Caro Giovanni, chi siamo noi? Ancora oggi siamo in cerca di una verità che completi quella già accertata. Questo vale per te, Giovanni Falcone, per Paolo Borsellino e per molte altre vicende italiane. Il punto, però, in questo anniversario non è tanto porsi la domanda: chi è stato? Una domanda ancora più utile che dovremmo e potremmo porci, caro Giovanni, è questa: chi siamo noi oggi?
Noi che ricordiamo te, i tuoi cari, la tua scorta. Noi che divoriamo libri e facciamo crescere l’audience di trasmissioni che ripercorrono la tua storia fino al capitolo posto al centro della narrazione: la tua morte. Ci sono tanti capitoli che seguono, ma di quelli non ne parla nessuno. Non ne parliamo noi. E tutto perché dovremmo leggere una verità che ci sconvolge, ancora più feroce della tua morte: la nostra. “Ci sono uomini morti che profumano di vita e uomini vivi che puzzano di morte”.

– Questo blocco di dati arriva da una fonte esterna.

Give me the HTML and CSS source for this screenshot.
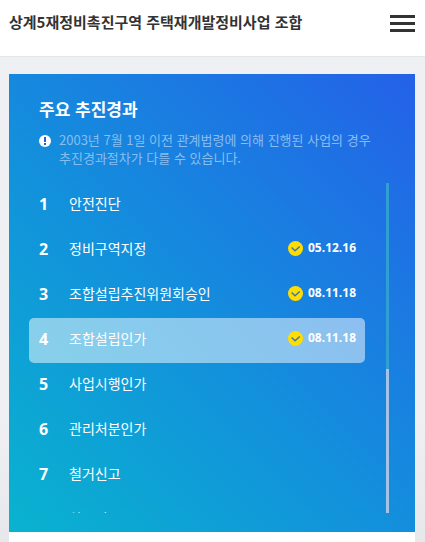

Chi siamo noi oggi? Cosa facciamo per contrastare mafia, ndrangheta e prima ancora la mentalità mafiosa? A volte interpretiamo come pura maleducazione alcuni gesti compiuti sotto i nostri occhi. In realtà sono il frutto di una mentalità mafiosa, ovunque molto radicata. Se qualcuno, infatti, si permette di venire a casa tua e domandarti perché per eseguire alcuni lavori hai preferito un altro al suo posto, è maleducazione o mentalità mafiosa? Se un uomo non ha il coraggio di denunciare un pericolo sul luogo di lavoro, che potrebbe costituire una seria minaccia alla salute e alla vita propria e degli altri, non è forse condizionato da una mentalità mafiosa che induce a far concepire il lavoro come una concessione e non un diritto? Quante sentenze della Cassazione si sono pronunciate a favore di lavoratori licenziati per essersi rifiutati di lavorare in condizioni di insicurezza! Eppure c’è ancora tanta paura di denunciare.
Ecco che allora lo sguardo e l’attenzione si focalizzano ad un livello un po’ più alto rispetto al vivere e operare delle persone semplici. Un livello più alto, istituzionalmente parlando. La corruzione è ovunque, ma se mette su casa nelle istituzioni il suo peso è ovviamente diverso. A riguardo il Presidente della Repubblica è stato molto chiaro questa mattina, ricordando che la credibilità della Magistratura è imprescindibile nella lotta alla malavita organizzata, qualunque nome essa abbia.
Sarebbe terribile, però, anche inutile, se lo sguardo, il nostro sguardo si fermasse allo stato di salute delle istituzioni.
“Nessuna zona grigia, nessuna omertà né tacita connivenza: o si sta contro la mafia o si è complici dei mafiosi. Non vi sono alternative”. Il monito del Presidente della Repubblica è rivolto a tutti.
Con il nostro sguardo dobbiamo tornare a quel 23 maggio 1992, a quella esplosione terribile, perché quella deflagrazione ci desti dal sonno in cui tendiamo a sprofondare, dalla insidiosa accidia che prova instancabilmente ad imprigionare ogni nostro impulso di vita e di bene. Non abbiamo bisogno di un Paese in cui ci sia sempre un ricco disposto a devolvere il suo di più ad un povero. Abbiamo bisogno di costruire una società in cui tutti abbiano le stesse possibilità e libertà di autodeterminarsi. Perché ciò avvenga dobbiamo impegnarci ad essere persone vive nel corpo e nello spirito.
Abitare il presente, ci ha ricordato Papa Francesco nella Solennità di Pentecoste, come unico e irripetibile tempo per fare il bene per noi e per gli altri.